GIVEN INSTRUCTION: Leave out the pictures and copy each record below exactly.

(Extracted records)

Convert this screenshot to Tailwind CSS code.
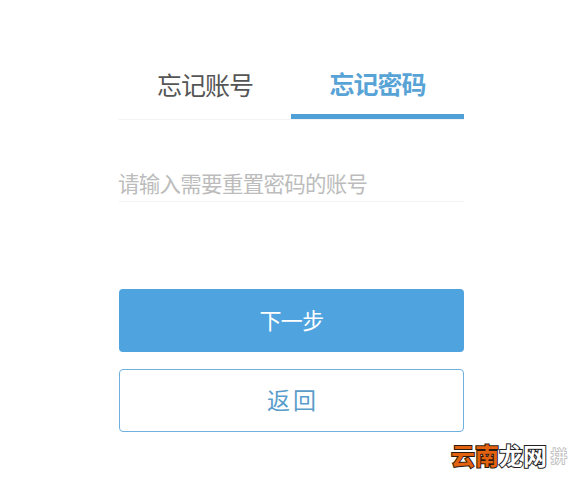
<!DOCTYPE html>
<html lang="zh"><head><meta charset="utf-8">
<script src="https://cdn.jsdelivr.net/npm/@tailwindcss/browser@4"></script>
</head>
<body class="bg-white">
<div class="relative w-[584px] h-[485px] overflow-hidden font-['Noto_Sans_CJK_SC',sans-serif] pt-[62px] pl-[119px]">
  <div class="w-[345px]">
    <div class="flex h-[58px] border-b border-[#f3f3f3]">
      <div class="w-[172px] h-[58px] flex items-center justify-center pb-[12px] text-[25px] tracking-[-1px] text-[#555555]">忘记账号</div>
      <div class="w-[173px] h-[57px] flex items-center justify-center pb-[8px] text-[25px] tracking-[-1px] font-bold text-[#58a3d6] border-b-[5px] border-[#4fa0d6]">忘记密码</div>
    </div>
    <div class="mt-[45px] h-[37px] flex items-center border-b border-[#f3f3f3] text-[21.5px] tracking-[-0.72px] leading-none text-[#bcbcbc]"><span class="-ml-px">请输入需要重置密码的账号</span></div>
    <div class="mt-[87px] h-[63px] flex items-center justify-center rounded-[4px] bg-[#4fa3de] text-[22px] tracking-[-0.6px] pb-[2px] text-white">下一步</div>
    <div class="mt-[17px] h-[63px] flex items-center justify-center rounded-[4px] border border-[#6fb0dc] text-[23px] tracking-[3px] pl-[3px] pb-[2px] text-[#5a9dcb]">返回</div>
  </div>
  <div class="absolute left-[451px] top-[437px] flex items-center text-[24px] leading-[36px] font-bold">
    <span class="text-[#e2620f] [-webkit-text-stroke:2px_#2b1a10] [paint-order:stroke_fill]">云南</span><span class="text-white [-webkit-text-stroke:2px_#222222] [paint-order:stroke_fill]">龙网</span>
    <span class="ml-[4px] text-[16px] font-normal text-white [-webkit-text-stroke:2px_#c4c4c4] [paint-order:stroke_fill]">拼</span>
  </div>
</div>
</body></html>
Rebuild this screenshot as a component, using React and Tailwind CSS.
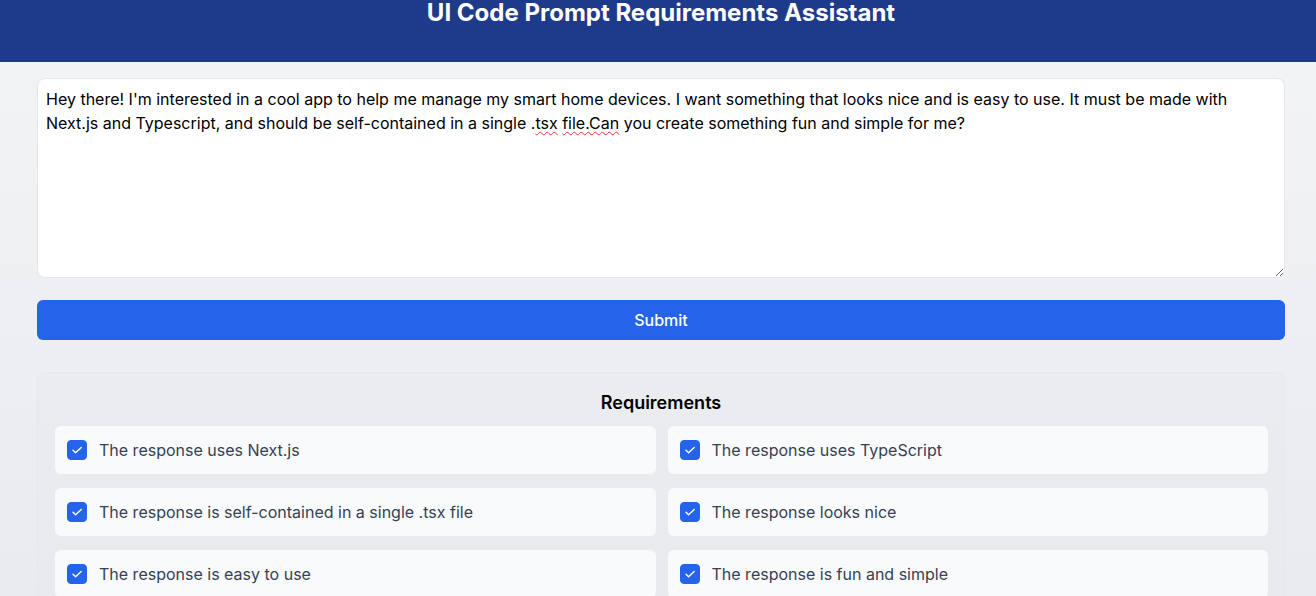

RESULT BELOW:
Convert this screenshot to Tailwind CSS code.
<!DOCTYPE html>
<html lang="zh"><head><meta charset="utf-8">
<script src="https://cdn.jsdelivr.net/npm/@tailwindcss/browser@4"></script>
</head>
<body class="bg-white">
<div class="relative w-[584px] h-[485px] overflow-hidden font-['Noto_Sans_CJK_SC',sans-serif] pt-[62px] pl-[119px]">
  <div class="w-[345px]">
    <div class="flex h-[58px] border-b border-[#f3f3f3]">
      <div class="w-[172px] h-[58px] flex items-center justify-center pb-[12px] text-[25px] tracking-[-1px] text-[#555555]">忘记账号</div>
      <div class="w-[173px] h-[57px] flex items-center justify-center pb-[8px] text-[25px] tracking-[-1px] font-bold text-[#58a3d6] border-b-[5px] border-[#4fa0d6]">忘记密码</div>
    </div>
    <div class="mt-[45px] h-[37px] flex items-center border-b border-[#f3f3f3] text-[21.5px] tracking-[-0.72px] leading-none text-[#bcbcbc]"><span class="-ml-px">请输入需要重置密码的账号</span></div>
    <div class="mt-[87px] h-[63px] flex items-center justify-center rounded-[4px] bg-[#4fa3de] text-[22px] tracking-[-0.6px] pb-[2px] text-white">下一步</div>
    <div class="mt-[17px] h-[63px] flex items-center justify-center rounded-[4px] border border-[#6fb0dc] text-[23px] tracking-[3px] pl-[3px] pb-[2px] text-[#5a9dcb]">返回</div>
  </div>
  <div class="absolute left-[451px] top-[437px] flex items-center text-[24px] leading-[36px] font-bold">
    <span class="text-[#e2620f] [-webkit-text-stroke:2px_#2b1a10] [paint-order:stroke_fill]">云南</span><span class="text-white [-webkit-text-stroke:2px_#222222] [paint-order:stroke_fill]">龙网</span>
    <span class="ml-[4px] text-[16px] font-normal text-white [-webkit-text-stroke:2px_#c4c4c4] [paint-order:stroke_fill]">拼</span>
  </div>
</div>
</body></html>
Rebuild this screenshot as a component, using React and Tailwind CSS.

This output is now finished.